SAN FRANCISCO (Feb. 5, 2016) – Jerry Rice doesn’t have a vote regarding who should join him in the Pro Football Hall of Fame, but he has a voice.

That in mind, the greatest receiver and one of the greatest players at any position in NFL history believes it’s time Marvin Harrison’s name and bronze bust are added to the exclusive assemblage in Canton, Ohio.

“I have a lot of respect for him,’’ said Rice, a first-ballot selection in 2010. “I always loved Marvin. I really loved him. I don’t see why he isn’t going to get in.

“I don’t know how they decide, but without a doubt he should be in the Hall of Fame. Hopefully he can get in because I feel like he really deserves to be the Hall of Fame.’’

Harrison, the Indianapolis Colts’ career leader in virtually every meaningful receiving category, is one of 15 modern-day finalists. He’s joined by another pair of Colts’ luminaries: coach Tony Dungy and running back Edgerrin James.

The Pro Football Hall of Fame Board of Selectors – we are a member – meets Saturday to determine the Class of 2016.

Harrison and Dungy are in their third year of eligibility and reached the Final 15 for a third time. James advanced to the Final 15 in his second year of eligibility.

The other modern-day candidates: quarterbacks Brett Favre and Kurt Warner, placekicker Morten Andersen, wide receiver Terrell Owens, safeties John Lynch and Steve Atwater, running back Terrell Davis, linebacker Kevin Greene, offensive tackles Orlando Pace and Joe Jacoby, guard Allen Faneca and coach Don Coryell.

A maximum of five modern-day candidates are elected.

Rice believes Harrison earned inclusion on that list based on 13 seasons of sustained excellence. He ranks No. 3 in NFL history with 1,102 receptions, No. 7 with 14,580 yards and No. 5 with 128 touchdowns.

Moreover, the secret to Harrison’s success was identical to Rice’s. Each was driven to be the best at his craft.

“The only person who possibly worked harder at his craft than Marvin Harrison was Jerry Rice,’’ former Colts executive and Hall of Famer Bill Polian said.

Rice agreed.

“What I liked about Marvin Harrison was his work ethic,’’ he said. “All I know is you would see Marvin Harrison and Peyton Manning out there before a game working on their game. The time that they would put in before a game was so important with the timing, getting to know each other, the body language.
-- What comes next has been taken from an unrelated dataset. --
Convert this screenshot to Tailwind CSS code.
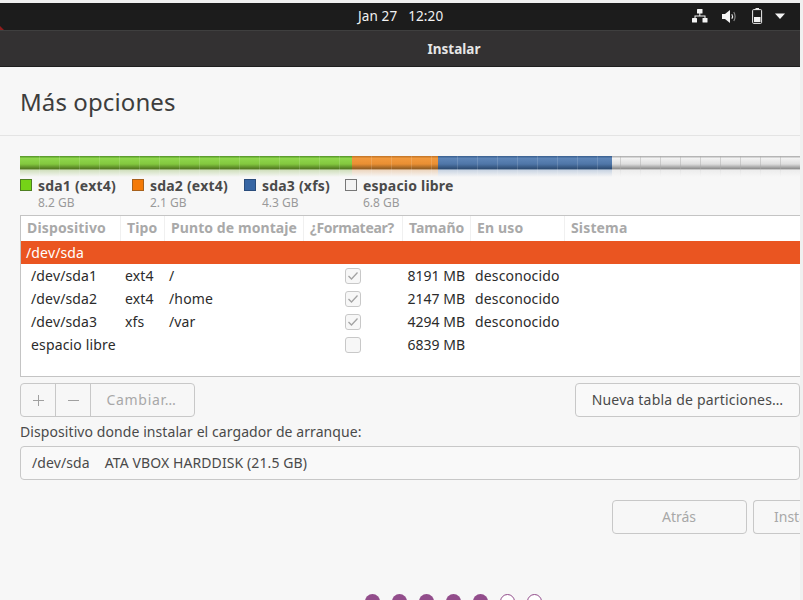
<!DOCTYPE html>
<html>
<head>
<meta charset="utf-8">
<script src="https://cdn.jsdelivr.net/npm/@tailwindcss/browser@4"></script>
</head>
<body class="bg-[#f0f0f0] font-['Noto_Sans','Open_Sans',sans-serif] overflow-hidden">
<div class="w-[803px] h-[600px] pt-[3px] overflow-hidden">
  <div class="w-[800px] h-[597px] flex flex-col bg-[#f7f7f7] overflow-hidden">
    <header class="relative h-[28px] shrink-0 bg-[#1c1c1c] border-b border-[#3f3f3f] flex items-center text-white">
      <div class="absolute left-0 bottom-0 w-0 h-0 border-l-[4px] border-l-[#8f1d1d] border-t-[4px] border-t-transparent"></div>
      <span class="absolute left-[358px] top-[4px] text-[13.5px] leading-[18px] tracking-[0.12px] text-[#f2f2f2] whitespace-pre">Jan 27   12:20</span>
      <svg class="absolute left-[692px] top-[6px]" width="16" height="15" viewBox="0 0 16 15" fill="#f4f4f4"><rect x="5" y="0" width="5.5" height="4.5" rx=".5"/><rect x="0" y="9" width="5" height="4.5" rx=".5"/><rect x="10.5" y="9" width="5" height="4.5" rx=".5"/><path d="M7.3 4h1v2.5h5.2V9h-1V7.5H3.5V9h-1V6.5h4.8z"/></svg>
      <svg class="absolute left-[722px] top-[6px]" width="15" height="15" viewBox="0 0 15 15"><path d="M0 5h3l5-4v13l-5-4H0z" fill="#f4f4f4"/><path d="M9.8 5.3q1.5 2.2 0 4.4" stroke="#f4f4f4" stroke-width="1.1" fill="none"/><path d="M11.8 3q2.6 4.5 0 9" stroke="#8a8a8a" stroke-width="1.1" fill="none"/></svg>
      <svg class="absolute left-[752px] top-[5px]" width="11" height="16" viewBox="0 0 11 16"><rect x=".6" y="1.6" width="9" height="13.8" rx="1" fill="none" stroke="#eee" stroke-width="1"/><rect x="3.5" y="0" width="3.5" height="1.5" fill="#eee"/><rect x="2" y="9" width="6.5" height="5" fill="#f4f4f4"/></svg>
      <svg class="absolute left-[775px] top-[10px]" width="11" height="7" viewBox="0 0 11 7"><path d="M0 .5h10L5 6z" fill="#f4f4f4"/></svg>
    </header>
    <div class="h-[36px] shrink-0 bg-[#333132] border-b border-[#1f1f1f] flex items-center justify-center">
      <span class="text-[13.5px] font-bold text-[#e6e6e6] ml-[108px] mt-[1px]">Instalar</span>
    </div>
    <div class="h-[69px] shrink-0 border-b border-[#e4e4e4] pl-[20px] flex items-start">
      <h1 class="text-[24px] leading-[32px] text-[#3d3d3d] mt-[19px] tracking-[0.1px]">Más opciones</h1>
    </div>
    <div class="pl-[20px] pt-[20px] flex flex-col flex-1">
      <div class="flex h-[21px] w-[780px] shrink-0">
        <div class="w-[332px] bg-[linear-gradient(180deg,transparent_0,transparent_13px,rgba(247,247,247,.55)_14px,#f7f7f7_21px),repeating-linear-gradient(90deg,transparent_0,transparent_19px,rgba(255,255,255,.14)_19px,rgba(255,255,255,.14)_20px),linear-gradient(180deg,#5d9e2e_0,#5d9e2e_1px,#90d84d_2px,#83c83f_8px,#4f7420_13px,#9fc274_14px,#9fc274_21px)]"></div>
        <div class="w-[86px] bg-[linear-gradient(180deg,transparent_0,transparent_13px,rgba(247,247,247,.55)_14px,#f7f7f7_21px),repeating-linear-gradient(90deg,transparent_0,transparent_19px,rgba(255,255,255,.14)_19px,rgba(255,255,255,.14)_20px),linear-gradient(180deg,#c97a2a_0,#c97a2a_1px,#f29a3e_2px,#e98f33_8px,#8d5a22_13px,#e0ad7a_14px,#e0ad7a_21px)]"></div>
        <div class="w-[174px] bg-[linear-gradient(180deg,transparent_0,transparent_13px,rgba(247,247,247,.55)_14px,#f7f7f7_21px),repeating-linear-gradient(90deg,transparent_0,transparent_19px,rgba(255,255,255,.14)_19px,rgba(255,255,255,.14)_20px),linear-gradient(180deg,#3f6595_0,#3f6595_1px,#5f86b8_2px,#4f76a8_8px,#2c4a70_13px,#8fa8c8_14px,#8fa8c8_21px)]"></div>
        <div class="flex-1 bg-[linear-gradient(180deg,transparent_0,transparent_13px,rgba(247,247,247,.6)_14px,#f7f7f7_21px),repeating-linear-gradient(90deg,transparent_0,transparent_8px,rgba(170,170,170,.45)_8px,rgba(170,170,170,.45)_9px,transparent_9px,transparent_20px),linear-gradient(180deg,#b5b5b5_0,#b5b5b5_1px,#f4f4f4_2px,#dedede_8px,#8a8a8a_13px,#dcdcdc_14px,#dcdcdc_21px)]"></div>
      </div>
      <div class="flex h-[38px] shrink-0 items-start">
        <div class="w-[112px] flex gap-[6px]"><span class="w-[12px] h-[12px] mt-[2px] bg-[#75d317] border border-[#4e7f21]"></span><div><div class="text-[14px] leading-[18px] tracking-[0.2px] font-bold text-[#4a4a4a]">sda1 (ext4)</div><div class="text-[12px] leading-[16px] text-[#9a9a9a]">8.2 GB</div></div></div>
        <div class="w-[112px] flex gap-[6px]"><span class="w-[12px] h-[12px] mt-[2px] bg-[#f47a07] border border-[#a7611c]"></span><div><div class="text-[14px] leading-[18px] tracking-[0.2px] font-bold text-[#4a4a4a]">sda2 (ext4)</div><div class="text-[12px] leading-[16px] text-[#9a9a9a]">2.1 GB</div></div></div>
        <div class="w-[101px] flex gap-[6px]"><span class="w-[12px] h-[12px] mt-[2px] bg-[#3766a4] border border-[#2a4d7c]"></span><div><div class="text-[14px] leading-[18px] tracking-[0.2px] font-bold text-[#4a4a4a]">sda3 (xfs)</div><div class="text-[12px] leading-[16px] text-[#9a9a9a]">4.3 GB</div></div></div>
        <div class="flex gap-[6px]"><span class="w-[12px] h-[12px] mt-[2px] bg-[#f3f3f3] border border-[#777]"></span><div><div class="text-[14px] leading-[18px] tracking-[0.2px] font-bold text-[#4a4a4a]">espacio libre</div><div class="text-[12px] leading-[16px] text-[#9a9a9a]">6.8 GB</div></div></div>
      </div>
      <div class="w-[780px] h-[162px] shrink-0 bg-white border-y border-l border-[#c4c4c4] flex flex-col text-[14px] tracking-[0.15px] text-[#2b2b2b]">
        <div class="h-[25px] shrink-0 flex text-[14px] tracking-[0.15px] font-bold text-[#a9a9a9] leading-[24px]">
          <div class="w-[100px] pl-[6px] border-r border-[#f0f0f0]">Dispositivo</div>
          <div class="w-[44px] pl-[6px] border-r border-[#f0f0f0]">Tipo</div>
          <div class="w-[139px] pl-[6px] border-r border-[#f0f0f0] whitespace-nowrap overflow-hidden tracking-[0.08px]">Punto de montaje</div>
          <div class="w-[99px] pl-[6px] border-r border-[#f0f0f0] whitespace-nowrap overflow-hidden tracking-[-0.3px]">¿Formatear?</div>
          <div class="w-[68px] pl-[6px] border-r border-[#f0f0f0] tracking-normal">Tamaño</div>
          <div class="w-[94px] pl-[6px] border-r border-[#f0f0f0]">En uso</div>
          <div class="flex-1 pl-[6px]">Sistema</div>
        </div>
        <div class="h-[23px] shrink-0 bg-[#ea5521] text-white pl-[5px] leading-[23px]">/dev/sda</div>
        <div class="h-[23px] shrink-0 flex items-center leading-[23px]">
          <div class="w-[104px] pl-[10px]">/dev/sda1</div><div class="w-[44px]">ext4</div><div class="w-[176px]">/</div>
          <div class="w-[60px]"><svg class="block" width="16" height="16" viewBox="0 0 16 16"><rect x=".5" y=".5" width="15" height="15" rx="2.5" fill="#f7f7f7" stroke="#c8c8c8"/><path d="M3.5 8l3 3 6-6.5" fill="none" stroke="#a3a3a3" stroke-width="1.3"/></svg></div>
          <div class="w-[60px] text-right whitespace-nowrap tracking-normal">8191 MB</div><div class="pl-[10px]">desconocido</div>
        </div>
        <div class="h-[23px] shrink-0 flex items-center leading-[23px]">
          <div class="w-[104px] pl-[10px]">/dev/sda2</div><div class="w-[44px]">ext4</div><div class="w-[176px]">/home</div>
          <div class="w-[60px]"><svg class="block" width="16" height="16" viewBox="0 0 16 16"><rect x=".5" y=".5" width="15" height="15" rx="2.5" fill="#f7f7f7" stroke="#c8c8c8"/><path d="M3.5 8l3 3 6-6.5" fill="none" stroke="#a3a3a3" stroke-width="1.3"/></svg></div>
          <div class="w-[60px] text-right whitespace-nowrap tracking-normal">2147 MB</div><div class="pl-[10px]">desconocido</div>
        </div>
        <div class="h-[23px] shrink-0 flex items-center leading-[23px]">
          <div class="w-[104px] pl-[10px]">/dev/sda3</div><div class="w-[44px]">xfs</div><div class="w-[176px]">/var</div>
          <div class="w-[60px]"><svg class="block" width="16" height="16" viewBox="0 0 16 16"><rect x=".5" y=".5" width="15" height="15" rx="2.5" fill="#f7f7f7" stroke="#c8c8c8"/><path d="M3.5 8l3 3 6-6.5" fill="none" stroke="#a3a3a3" stroke-width="1.3"/></svg></div>
          <div class="w-[60px] text-right whitespace-nowrap tracking-normal">4294 MB</div><div class="pl-[10px]">desconocido</div>
        </div>
        <div class="h-[23px] shrink-0 flex items-center leading-[23px]">
          <div class="w-[324px] pl-[10px]">espacio libre</div>
          <div class="w-[60px]"><svg class="block" width="16" height="16" viewBox="0 0 16 16"><rect x=".5" y=".5" width="15" height="15" rx="2.5" fill="#f7f7f7" stroke="#c8c8c8"/></svg></div>
          <div class="w-[60px] text-right whitespace-nowrap tracking-normal">6839 MB</div>
        </div>
      </div>
      <div class="w-[780px] flex justify-between mt-[6px] text-[14px]">
        <div class="flex h-[34px] border border-[#c8c8c8] rounded-[4px] text-[#a8a8a8]">
          <div class="w-[35px] border-r border-[#c8c8c8] flex items-center justify-center"><svg width="11" height="11" viewBox="0 0 11 11"><path d="M5.5 0v11M0 5.5h11" stroke="#a0a0a0" stroke-width="1"/></svg></div>
          <div class="w-[35px] border-r border-[#c8c8c8] flex items-center justify-center"><svg width="11" height="11" viewBox="0 0 11 11"><path d="M0 5.5h11" stroke="#a0a0a0" stroke-width="1"/></svg></div>
          <div class="w-[103px] pb-[2px] pr-[2px] flex items-center justify-center tracking-[0.7px]">Cambiar…</div>
        </div>
        <div class="w-[225px] h-[34px] pb-[2px] border border-[#c8c8c8] rounded-[4px] bg-[#f9f9f9] flex items-center justify-center tracking-[0.2px] text-[#4a4a4a]">Nueva tabla de particiones…</div>
      </div>
      <label class="block mt-[3px] text-[14px] leading-[24px] tracking-[0.08px] text-[#4a4a4a]">Dispositivo donde instalar el cargador de arranque:</label>
      <div class="w-[780px] h-[34px] mt-[2px] pb-[1px] shrink-0 border border-[#c8c8c8] rounded-[4px] bg-[#f9f9f9] flex items-center pl-[11px] text-[14px] tracking-[0.1px] text-[#4a4a4a] whitespace-pre">/dev/sda    ATA VBOX HARDDISK (21.5 GB)</div>
      <div class="w-[780px] flex justify-end gap-[6px] mt-[20px] text-[14px] text-[#a8a8a8]">
        <div class="w-[135px] h-[34px] pb-[2px] pr-[1px] border border-[#c8c8c8] rounded-[4px] flex items-center justify-center">Atrás</div>
        <div class="w-[47px] h-[34px] pb-[2px] border border-[#c8c8c8] border-r-0 rounded-l-[4px] flex items-center pl-[20px] overflow-hidden">Instalar</div>
      </div>
      <div class="flex gap-[12px] ml-[345px] mt-[60px]">
        <span class="w-[15px] h-[15px] shrink-0 rounded-full bg-[#924d8b]"></span>
        <span class="w-[15px] h-[15px] shrink-0 rounded-full bg-[#924d8b]"></span>
        <span class="w-[15px] h-[15px] shrink-0 rounded-full bg-[#924d8b]"></span>
        <span class="w-[15px] h-[15px] shrink-0 rounded-full bg-[#924d8b]"></span>
        <span class="w-[15px] h-[15px] shrink-0 rounded-full bg-[#924d8b]"></span>
        <span class="w-[15px] h-[15px] shrink-0 rounded-full bg-white border border-[#924d8b]"></span>
        <span class="w-[15px] h-[15px] shrink-0 rounded-full bg-white border border-[#924d8b]"></span>
      </div>
    </div>
  </div>
</div>
</body>
</html>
“It was the same thing with me with Joe Montana and Steve Young. They got to know my body language. They could tell when I was getting ready to come out of a certain route.’’

Harrison and Manning wore out the Colts’ equipment personnel with their incessant work during the offseason, and after practices during the season. Harrison was a virtual “reps hog’’ in practice. He refused to take plays off, and insisted on working against the starting cornerbacks.

“That’s what really made him great,’’ Rice said. “I was one of those guys who believed you lead by example.’’

He understood the value of a team’s elite player also being the one who worked the hardest.

“When you do that, other guys will follow,’’ Rice said. “The numbers that he was able to put up speak for themselves.’’

It’s risky and often deceptive to compare players’ career statistics because of the differing lengths of careers. In Rice’s case, it’s simply unrealistic: 303 games, 1,549 receptions, 22,895 yards and 197 touchdowns.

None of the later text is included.